While nail fungus can be unsightly and uncomfortable, it’s fortunately also treatable. Be aware of these five common signs of nail fungus as well as prevention strategies that can keep you from being affected.
Nail Fungus Symptoms
Nail fungus most commonly affects toenails, but can also infect the fingernails. When a nail is affected, you’ll notice the following symptoms:
– Thickened nail, often with a distorted shape
– Discoloration ranging from white to light brown
– A ragged or crumbling appearance
– Dark debris build-up under the nail
– Unpleasant odor
Because fungus can spread from one nail to the next, it’s important to get treatment when you experience these symptoms.
Risk Factors for Nail Fungus
Nail fungus occurs when fungal organisms penetrate the nail and begin to grow underneath. This problem more commonly affects older adults since nails become brittle and are more likely to crack, creating an access point for the fungus. Other risk factors include heavy sweating, history of athlete’s foot, and minor skin conditions such as psoriasis or circulation problems such as those that often occur with diabetes. Walking barefoot in damp areas like showers or communal pools can also increase the risk of contracting a fungus.
Preventing Nail Fungus
If you’re susceptible to nail fungus, keep feet clean, dry, and moisturized. Trim nails straight across and disinfect clippers after use. Wear socks that absorb sweat and shoes that allow the feet to breathe. Wear footwear whenever you’re at public pools or locker rooms. Avoid nail salons that don’t sterilize their tools properly, as they can result in fungus in addition to other health hazards.

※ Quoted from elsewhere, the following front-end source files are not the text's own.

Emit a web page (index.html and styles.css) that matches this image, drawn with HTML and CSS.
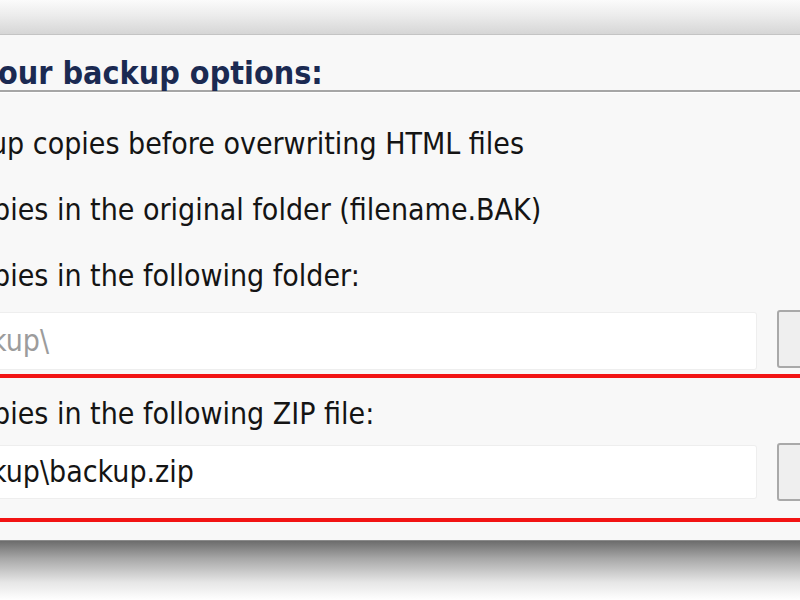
FILE: index.html
```html
<!DOCTYPE html>
<html>
<head>
<meta charset="utf-8">
<link rel="stylesheet" href="styles.css">
</head>
<body>
<div class="screen">
  <div class="titlebar"></div>
  <div class="dialog">
    <div class="heading"><span class="cut">our backup options:</span></div>
    <div class="line line-first"><span class="cut cut-u">up copies before overwriting HTML files</span></div>
    <div class="line"><span class="cut cut-p">pies in the original folder (filename.BAK)</span></div>
    <div class="line"><span class="cut cut-p">pies in the following folder:</span></div>
    <div class="field-row field-row-folder">
      <div class="field disabled"><span class="cut cut-k">kup\</span></div>
      <div class="browse"></div>
    </div>
    <div class="highlight">
      <div class="zip-label"><span class="cut cut-p">pies in the following ZIP file:</span></div>
      <div class="field-row field-row-zip">
        <div class="field"><span class="cut cut-k">kup\backup.zip</span></div>
        <div class="browse"></div>
      </div>
    </div>
  </div>
  <div class="shadow"></div>
</div>
</body>
</html>
```

FILE: styles.css
```css
html, body {
  margin: 0;
  padding: 0;
  background: #ffffff;
  overflow: hidden;
}

.screen {
  width: 800px;
  height: 600px;
  display: flex;
  flex-direction: column;
  overflow: hidden;
  font-family: "DejaVu Sans Condensed", "DejaVu Sans", sans-serif;
  font-size: 30px;
  color: #141414;
}

.titlebar {
  height: 34px;
  flex: none;
  background: linear-gradient(to bottom, #fbfbfb 0%, #ececec 45%, #d6d6d6 100%);
  border-bottom: 1px solid #c4c4c4;
}

.dialog {
  flex: none;
  height: 505px;
  background: #f8f8f8;
  border-bottom: 1px solid #8a8a8a;
  display: flex;
  flex-direction: column;
}

.dialog > * { flex: none; }

.cut {
  display: inline-block;
  white-space: nowrap;
}

.cut-u { margin-left: -10px; }
.cut-p { margin-left: -7px; }
.cut-k { margin-left: -9px; }

.heading {
  height: 57px;
  box-sizing: border-box;
  padding-top: 21px;
  line-height: 34px;
  font-weight: bold;
  font-size: 32px;
  color: #1b2a52;
  border-bottom: 2px solid #a6a6a6;
  box-shadow: 0 1px 0 #ffffff;
}

.heading .cut { margin-left: -2px; }

.line {
  height: 66px;
  line-height: 32px;
  display: flex;
  align-items: center;
}

.line-first { margin-top: 19px; }

.field-row {
  display: flex;
  align-items: flex-start;
  gap: 20px;
  height: 63px;
}

.field-row-folder { height: 65px; }

.field {
  flex: none;
  width: 757px;
  height: 58px;
  margin-top: 2px;
  box-sizing: border-box;
  background: #ffffff;
  border: 1px solid #eeeeee;
  border-left: none;
  border-radius: 0 3px 3px 0;
  display: flex;
  align-items: center;
  line-height: 32px;
}

.field-row-folder .field { margin-top: 3px; }
.field-row-folder .browse { margin-top: 1px; }

.field.disabled { color: #9c9c9c; }

.browse {
  flex: none;
  width: 40px;
  height: 58px;
  box-sizing: border-box;
  background: #efefef;
  border: 2px solid #a9a9a9;
  border-radius: 3px;
}

.highlight {
  margin-left: -20px;
  width: 840px;
  height: 148px;
  box-sizing: border-box;
  border: 4px solid #f21414;
  padding-left: 16px;
}

.zip-label {
  height: 32px;
  line-height: 32px;
  margin-top: 20px;
}

.field-row-zip {
  margin-top: 13px;
}

.field-row-zip .field {
  height: 54px;
}

.shadow {
  flex: 1;
  background: linear-gradient(to bottom, #6c6c6c 0%, #a8a8a8 30%, #e6e6e6 70%, #ffffff 100%);
}
```
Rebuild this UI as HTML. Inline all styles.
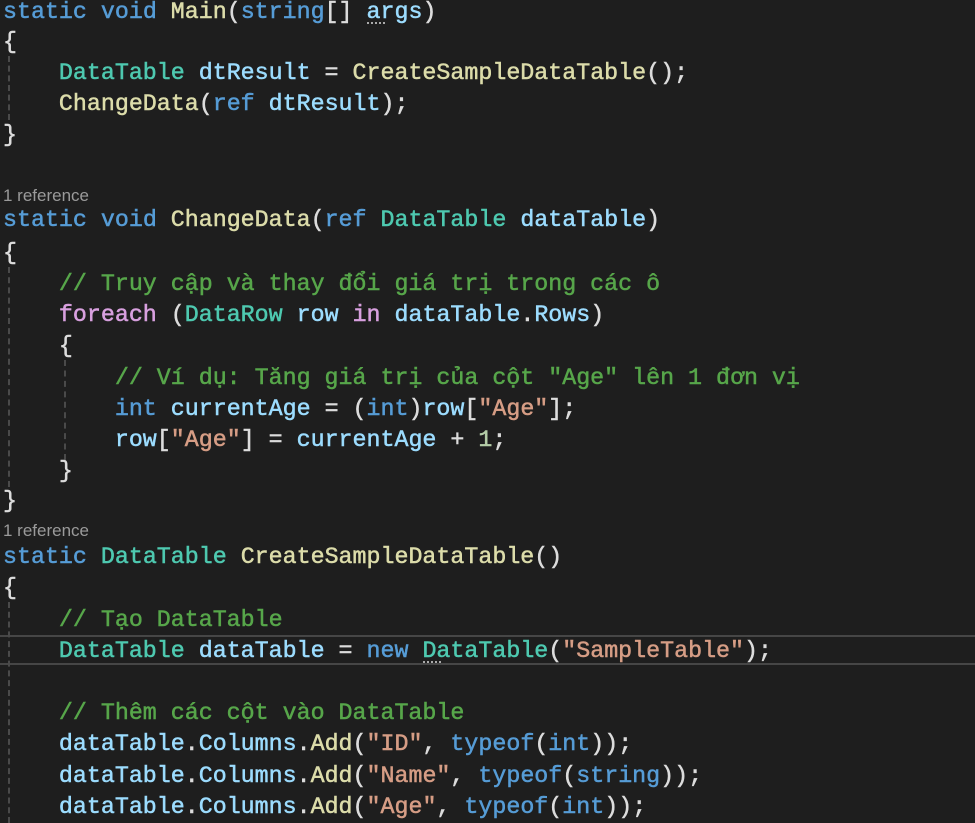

If you have nail fungus, make a doctor’s appointment. The dermatologist will recommend treatment with oral antifungal drugs, which typically begin to work within six to 12 weeks. Other options include medicated nail polish or cream. When infection is severe, the nail may need to be surgically removed so medication can be applied directly to the fungal growth. Left untreated, nail fungus can lead to more serious infections, cellulitis, circulation problems, and other complications.